There are 476 million Indigenous Peoples globally, representing 6.2 per cent of the world’s population. By all measures across philanthropy, Indigenous people are underrepresented. Simply put, Indigenous Peoples represent the most prominent blind spot in the funding community.

Philanthropic giving has been poured into training, learning tools, and events about diversity, equity, and inclusion, but the needle has hardly moved on funding to Indigenous communities. The fact is, Indigenous Peoples are underfunded and underrepresented across all issues and movements. In response, Indigenous People have been organising to address this gap by establishing philanthropic foundations, funds and advocating for funding mechanisms led and managed by Indigenous Peoples to address the lack of funding going directly to their organisations and communities.

Indigenous Led Funds navigate a sector that has systemically excluded Indigenous Peoples from directly accessing funding resources. Only 0.4 per cent of U.S. philanthropic giving is directed to Native American communities in the U.S. In Australia, only 0.5 per cent of philanthropic funding goes to First Nations communities.

Indigenous Led Funds (ILFs) are guided by Indigenous worldviews and led by and for Indigenous Peoples. ILFs strengthen self-determination and support a process that empowers communities, at the local to the global level, to change paradigms, address the asymmetry of powers and resources, and shift relationships towards those based on recognition and reciprocity. Indigenous Led Funds exist all over the world. Some ILFs are funding internationally, sometimes spanning several countries but always working in partnership with Indigenous networks and communities. They have strategies that engage multi- and inter-culturally to respond to the needs of diverse Indigenous communities. Other ILFs operate nationally in scope, or are even community-based, taking a more localised approach. Their work is ingrained in the history, relationships, and fabric of their own communities and cultures.

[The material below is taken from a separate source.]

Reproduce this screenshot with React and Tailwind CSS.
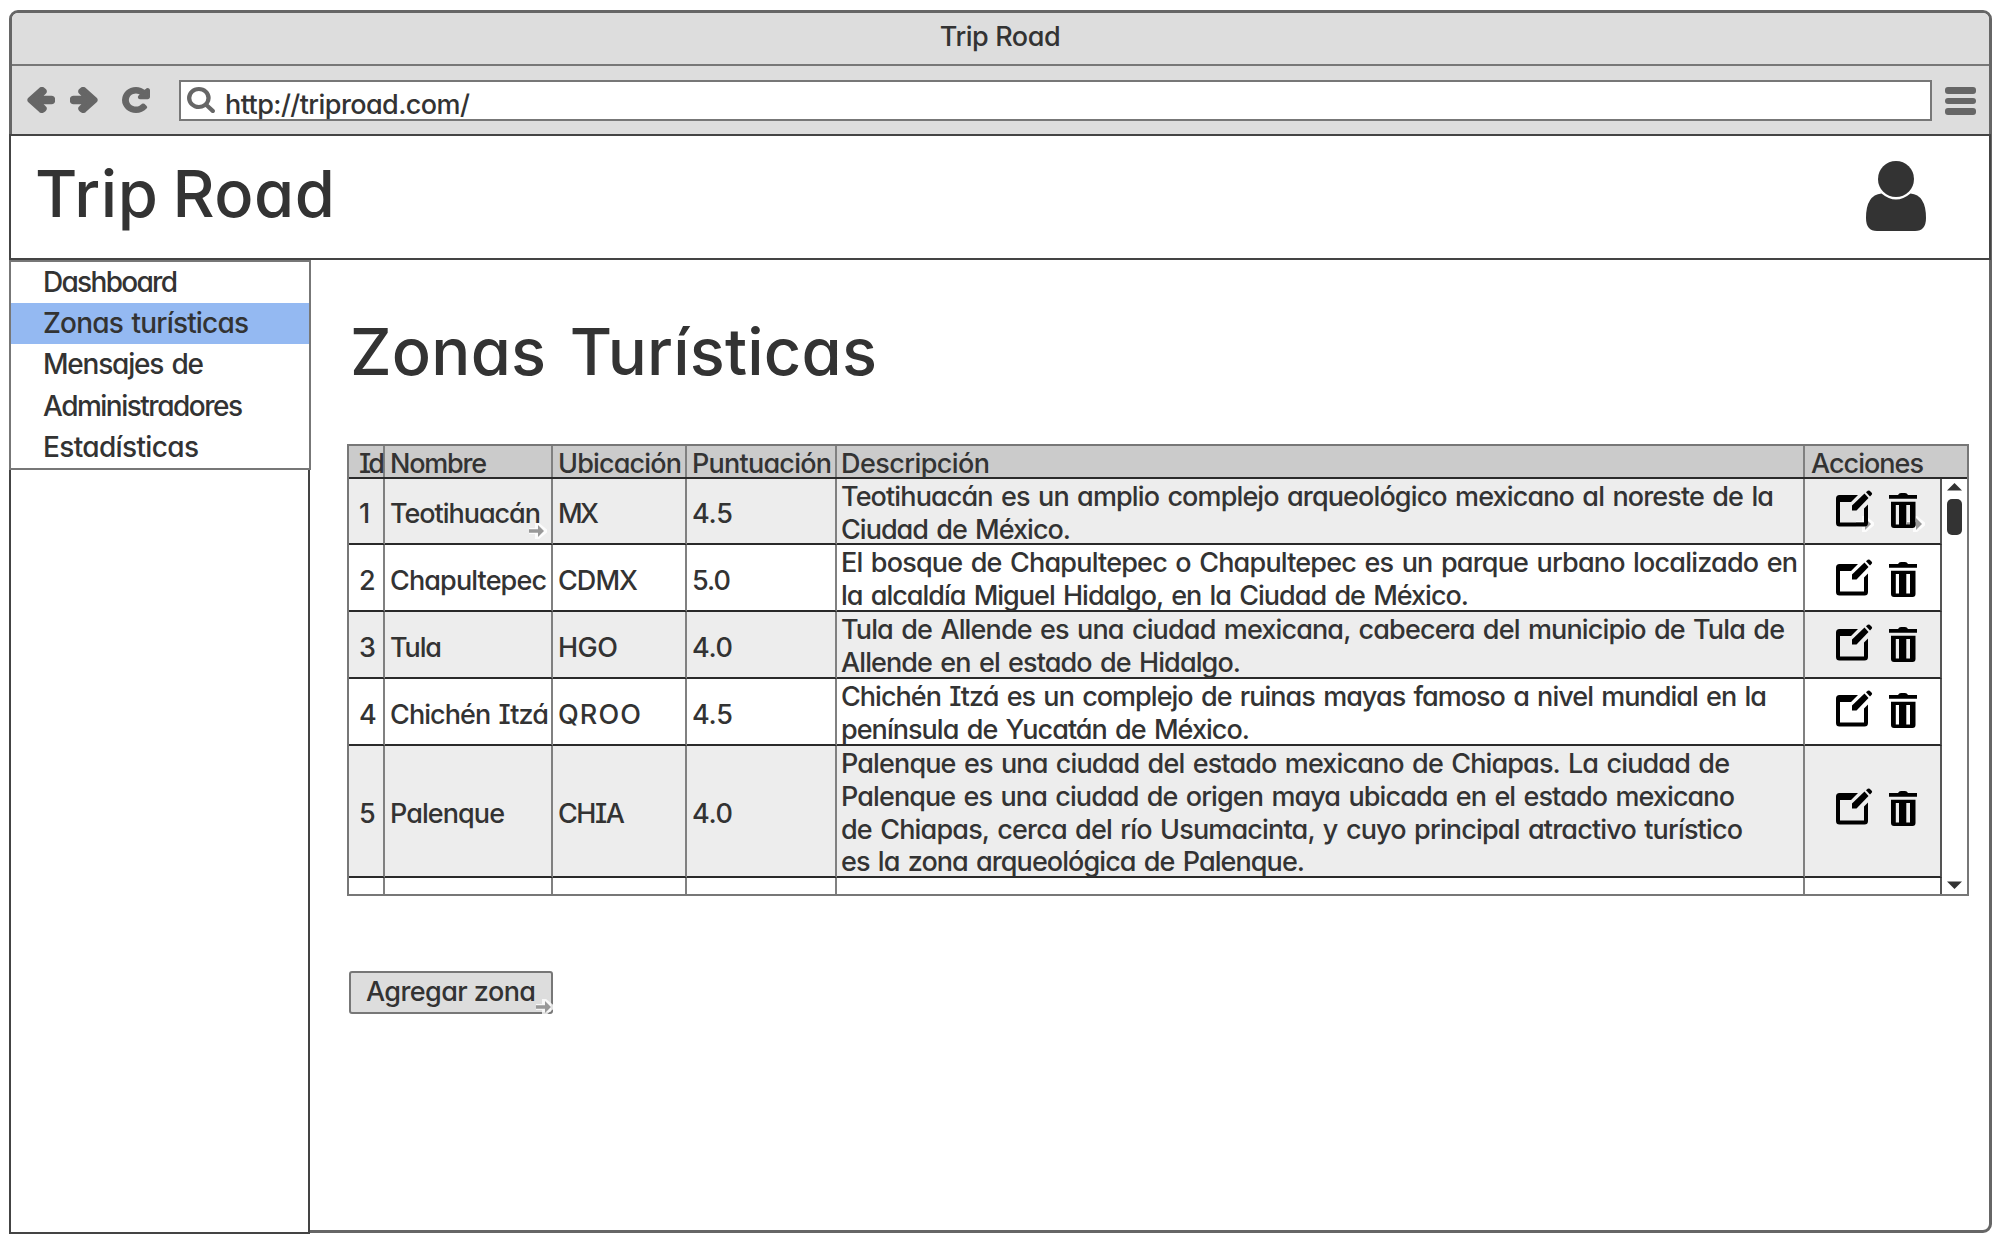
import { useLayoutEffect, useRef } from 'react';

// One line of text whose tracking is adjusted so that it spans `w` pixels.
function Fit({ w, children, className = '' }) {
  const ref = useRef(null);
  useLayoutEffect(() => {
    const el = ref.current;
    el.style.letterSpacing = '0px';
    const natural = el.getBoundingClientRect().width;
    const n = Math.max(1, el.textContent.length - 1);
    el.style.letterSpacing = `${(w + 3 - natural) / n}px`;
  }, [w, children]);
  return (
    <span className={`block whitespace-nowrap -ml-[2px] ${className}`}>
      <span ref={ref} className="inline-block">{children}</span>
    </span>
  );
}

const ARROW =
  'M1664 896v128q0 53-32.5 90.5t-84.5 37.5h-704l293 294q38 36 38 90t-38 90l-75 76q-37 37-90 37-52 0-91-37l-651-652q-37-37-37-90 0-52 37-91l651-650q38-38 91-38 52 0 90 38l75 74q38 38 38 91t-38 91l-293 293h704q52 0 84.5 37.5t32.500 90.5z';

function LinkArrow({ className }) {
  return (
    <svg className={`absolute ${className}`} width="20" height="16" viewBox="0 0 20 16">
      <path d="M2 8h9M11 3l6 5-6 5z" stroke="#fff" strokeOpacity="0.8" strokeWidth="6" fill="#fff" />
      <path d="M2 8h10" stroke="#999" strokeWidth="3.500" />
      <path d="M11 2l6 6-6 6z" fill="#999" />
    </svg>
  );
}

function EditIcon() {
  return (
    <svg width="37" height="39" viewBox="0 0 37 39" className="block">
      <path d="M4 5h18l-7 7h-11v20.500h24v-14l4-4v18.500a3.500 3.500 0 0 1-3.500 3.500h-25a3.500 3.500 0 0 1-3.500-3.500v-24.500a3.500 3.500 0 0 1 3.500-3.500z" />
      <path d="M16 15.500L28.500 3.500l4 4.500L20.500 20.500H16z" />
      <path d="M30 2.300l1.700-1.500q1-.8 2 0l2 2q.9 1 0 2L34 6.600z" />
    </svg>
  );
}

function TrashIcon() {
  return (
    <svg width="28" height="36" viewBox="0 0 28 36" className="block">
      <path d="M0 2h9q1-2 3-2h4q2 0 3 2h9v3.700H0z" />
      <path fillRule="evenodd" d="M2 8.700h24.500v23.300a3 3 0 0 1-3 3h-18.500a3 3 0 0 1-3-3zM6.800 12v19.500h3.200V12zM17.300 12v19.500h3.700V12z" />
    </svg>
  );
}

const MENU = [
  ['Dashboard', 132],
  ['Zonas turísticas', 203],
  ['Mensajes de', 158],
  ['Administradores', 197],
  ['Estadísticas', 153],
];

const ROWS = [
  { id: '1', name: ['Teotihuacán', 148], loc: ['MX', 38], score: ['4.5', 38], h: 'h-[66px]', pad: 'pt-[11px]', link: true,
    desc: [['Teotihuacán es un amplio complejo arqueológico mexicano al noreste de la', 930], ['Ciudad de México.', 227]] },
  { id: '2', name: ['Chapultepec', 154], loc: ['CDMX', 77], score: ['5.0', 36], h: 'h-[67px]', pad: 'pt-[14px]',
    desc: [['El bosque de Chapultepec o Chapultepec es un parque urbano localizado en', 954], ['la alcaldía Miguel Hidalgo, en la Ciudad de México.', 625]] },
  { id: '3', name: ['Tula', 49], loc: ['HGO', 57], score: ['4.0', 38], h: 'h-[67px]', pad: 'pt-[12px]',
    desc: [['Tula de Allende es una ciudad mexicana, cabecera del municipio de Tula de', 941], ['Allende en el estado de Hidalgo.', 397]] },
  { id: '4', name: ['Chichén Itzá', 156], loc: ['QROO', 80], score: ['4.5', 38], h: 'h-[67px]', pad: 'pt-[11px]',
    desc: [['Chichén Itzá es un complejo de ruinas mayas famoso a nivel mundial en la', 923], ['península de Yucatán de México.', 406]] },
  { id: '5', name: ['Palenque', 112], loc: ['CHIA', 64], score: ['4.0', 38], h: 'h-[132px]', pad: 'pt-[42px]',
    desc: [['Palenque es una ciudad del estado mexicano de Chiapas. La ciudad de', 886], ['Palenque es una ciudad de origen maya ubicada en el estado mexicano', 891], ['de Chiapas, cerca del río Usumacinta, y cuyo principal atractivo turístico', 899], ['es la zona arqueológica de Palenque.', 461]] },
];

const CELL = 'border-r-2 border-[#808080] flex items-center shrink-0';
const BODY_CELL = 'border-b-2 border-b-[#2a2a2a] pt-[5px]';

function Row({ r, i }) {
  return (
    <div className={`flex ${r.h} ${i % 2 === 0 ? 'bg-[#ededed]' : 'bg-white'}`}>
      <div className={`${CELL} ${BODY_CELL} w-[36px] pl-[10px]`}>{r.id}</div>
      <div className={`${CELL} ${BODY_CELL} relative w-[168px] pl-[7px]`}>
        <Fit w={r.name[1]}>{r.name[0]}</Fit>
        {r.link && <LinkArrow className="left-[142px] top-[44px]" />}
      </div>
      <div className={`${CELL} ${BODY_CELL} w-[134px] pl-[7px]`}><Fit w={r.loc[1]}>{r.loc[0]}</Fit></div>
      <div className={`${CELL} ${BODY_CELL} w-[150px] pl-[7px]`}><Fit w={r.score[1]}>{r.score[0]}</Fit></div>
      <div className={`${CELL} ${BODY_CELL} w-[968px] pl-[6px]`}>
        <div className="leading-[32.8px]">
          {r.desc.map(([t, w]) => <Fit key={t} w={w}>{t}</Fit>)}
        </div>
      </div>
      <div className={`relative w-[137px] shrink-0 flex items-start border-r-2 border-r-[#555] border-b-2 border-b-[#2a2a2a] pl-[31px] ${r.pad}`}>
        {r.link && <LinkArrow className="left-[49px] top-[37px]" />}
        {r.link && <LinkArrow className="left-[100px] top-[37px]" />}
        <div className="relative"><EditIcon /></div>
        <div className="relative ml-[16px] mt-[3px]"><TrashIcon /></div>
      </div>
    </div>
  );
}

export default function App() {
  return (
    <div className="w-[2004px] h-[1248px] bg-white overflow-hidden pl-[9px] pt-[10px] text-[27px] font-medium text-[#333] font-['Inter',sans-serif] [font-feature-settings:'cv11','cv08'] [word-spacing:2px] leading-[33px]">
      <div className="w-[1983px] h-[1223px] border-[3px] border-[#666] rounded-[9px] flex flex-col">
        <div className="shrink-0 h-[53px] bg-[#ddd] border-b-2 border-[#777] rounded-t-[6px] flex justify-center pl-[1px] pt-[7px] [word-spacing:0px]">
          <Fit w={118}>Trip Road</Fit>
        </div>
        <div className="shrink-0 h-[68px] bg-[#ddd] flex items-start pt-[14px] pl-[15px]">
          <svg className="mt-[7px]" width="28" height="26" viewBox="81 91 1673 1738" preserveAspectRatio="none"><path fill="#666" stroke="#666" strokeWidth="190" strokeLinejoin="round" d={ARROW} /></svg>
          <svg className="mt-[7px] ml-[15px] -scale-x-100" width="28" height="26" viewBox="81 91 1673 1738" preserveAspectRatio="none"><path fill="#666" stroke="#666" strokeWidth="190" strokeLinejoin="round" d={ARROW} /></svg>
          <svg className="mt-[7px] ml-[24px]" width="28" height="26" viewBox="-80 48 1696 1696" preserveAspectRatio="none">
            <path fill="#666" stroke="#666" strokeWidth="160" d="M1536 256v448q0 26-19 45t-45 19h-448q-42 0-59-40-17-39 14-69l138-138q-148-137-349-137-104 0-198.500 40.500t-163.500 109.500-109.500 163.500-40.500 198.500 40.500 198.500 109.500 163.500 163.500 109.500 198.500 40.500q119 0 225-52t179-147q7-10 23-12 14 0 25 9l137 138q9 8 9.500 20.500t-7.500 22.500q-109 132-264 204.500t-327 72.500q-156 0-298-61t-245-164-164-245-61-298 61-298 164-245 245-164 298-61q147 0 284.500 55.500t244.500 156.500l130-129q29-31 70-14 39 17 39 59z" />
          </svg>
          <div className="ml-[29px] w-[1753px] h-[41px] bg-white border-2 border-[#777] flex">
            <svg className="mt-[5px] ml-[6px]" width="28" height="26" viewBox="64 128 1664 1664" preserveAspectRatio="none">
              <path fill="#666" d="M1216 832q0-185-131.500-316.500t-316.500-131.500-316.500 131.500-131.500 316.500 131.500 316.500 316.500 131.500 316.500-131.500 131.500-316.500zm512 832q0 52-38 90t-90 38q-54 0-90-38l-343-342q-179 124-399 124-143 0-273.500-55.500t-225-150-150-225-55.500-273.500 55.500-273.500 150-225 225-150 273.500-55.500 273.500 55.500 225 150 150 225 55.500 273.500q0 220-124 399l343 343q37 37 37 90z" />
            </svg>
            <Fit w={242} className="ml-[10px] mt-[6px]">http://triproad.com/</Fit>
          </div>
          <div className="ml-[13px] mt-[7px] flex flex-col gap-[4px]">
            <div className="w-[31px] h-[6.500px] rounded-[3px] bg-[#666]" />
            <div className="w-[31px] h-[6.500px] rounded-[3px] bg-[#666]" />
            <div className="w-[31px] h-[6.500px] rounded-[3px] bg-[#666]" />
          </div>
        </div>

        <header className="shrink-0 -ml-[3px] w-[1982px] h-[126px] bg-white border-2 border-[#444] flex justify-between items-center pl-[26px] pr-[62px]">
          <div className="text-[65px] leading-[80px] -mt-[6px] [word-spacing:-4px]"><Fit w={297}>Trip Road</Fit></div>
          <svg className="-mt-[2px]" width="62" height="72" viewBox="0 0 62 72" fill="#333">
            <circle cx="31" cy="19" r="18" />
            <path d="M16.500 33.500q14.500 12 29 0Q61 35 61 58q0 13-11 13H12Q1 71 1 58q0-23 15.500-24.500z" />
          </svg>
        </header>

        <div className="flex">
          <aside className="shrink-0 -ml-[3px] w-[301px] h-[974px] bg-white border-2 border-t-0 border-[#444]">
            <nav className="-ml-[2px] w-[302px] h-[210px] bg-white border-2 border-[#777]">
              {MENU.map(([t, w], i) => (
                <div key={t} className={`h-[41.200px] pl-[34px] pt-[4px] text-[28px] ${i === 1 ? 'bg-[#94b9f2]' : ''}`}>
                  <Fit w={w}>{t}</Fit>
                </div>
              ))}
            </nav>
          </aside>

          <main className="pl-[37px] pt-[52px]">
            <h1 className="ml-[5px] text-[65px] leading-[80px] font-medium [word-spacing:6px]"><Fit w={524}>Zonas Turísticas</Fit></h1>

            <section className="mt-[52px] w-[1622px] h-[452px] border-2 border-[#777] bg-white">
              <div className="flex h-[33px] bg-[#cbcbcb] border-b-2 border-[#2a2a2a] leading-[31px]">
                <div className={`${CELL} pt-[4px] w-[36px] pl-[12px]`}><Fit w={23}>Id</Fit></div>
                <div className={`${CELL} pt-[4px] w-[168px] pl-[7px]`}><Fit w={94}>Nombre</Fit></div>
                <div className={`${CELL} pt-[4px] w-[134px] pl-[7px]`}><Fit w={121}>Ubicación</Fit></div>
                <div className={`${CELL} pt-[4px] w-[150px] pl-[7px]`}><Fit w={137}>Puntuación</Fit></div>
                <div className={`${CELL} pt-[4px] w-[968px] pl-[6px]`}><Fit w={146}>Descripción</Fit></div>
                <div className="flex items-center pt-[4px] pl-[8px]"><Fit w={110}>Acciones</Fit></div>
              </div>
              <div className="flex">
                <div className="w-[1593px]">
                  {ROWS.map((r, i) => <Row key={r.id} r={r} i={i} />)}
                  <div className="flex h-[16px]">
                    <div className={`${CELL} w-[36px]`} />
                    <div className={`${CELL} w-[168px]`} />
                    <div className={`${CELL} w-[134px]`} />
                    <div className={`${CELL} w-[150px]`} />
                    <div className={`${CELL} w-[968px]`} />
                    <div className="w-[137px] border-r-2 border-[#555]" />
                  </div>
                </div>
                <div className="w-[25px] flex flex-col items-center justify-between pt-[4px] pb-[5px]">
                  <div className="flex flex-col items-center">
                    <svg width="15" height="8" viewBox="0 0 15 8"><path d="M0 7.500L7.500 0 15 7.500z" fill="#333" /></svg>
                    <div className="mt-[8px] w-[15px] h-[36px] rounded-[5px] bg-[#333]" />
                  </div>
                  <svg width="15" height="8" viewBox="0 0 15 8"><path d="M0 0.500L7.500 8 15 0.500z" fill="#333" /></svg>
                </div>
              </div>
            </section>

            <button className="relative ml-[2px] mt-[75px] w-[204px] h-[43px] flex pl-[17px] pt-[2px] bg-[#ddd] border-2 border-[#777] rounded-[3px]">
              <Fit w={167}>Agregar zona</Fit>
              <LinkArrow className="left-[183px] top-[26px]" />
            </button>
          </main>
        </div>
      </div>
    </div>
  );
}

The Indigenous Led Funds Landscape Scan Report is the first of its kind that focuses on global Indigenous-led giving as guided and informed by Indigenous Funds. It is a starting point to bring together the wealth of knowledge about Indigenous Led Funds and the wisdom of Indigenous leaders in philanthropy. It also serves to provide funders with an understanding of effective and decolonised approaches to grantmaking that align, respond, include, and support Indigenous communities’ knowledge and priorities. As the report highlights, funding Indigenous Led Funds acknowledges the leadership, expertise and knowledge of the funds and recognises that ILFs are closest to communities and understand what works best.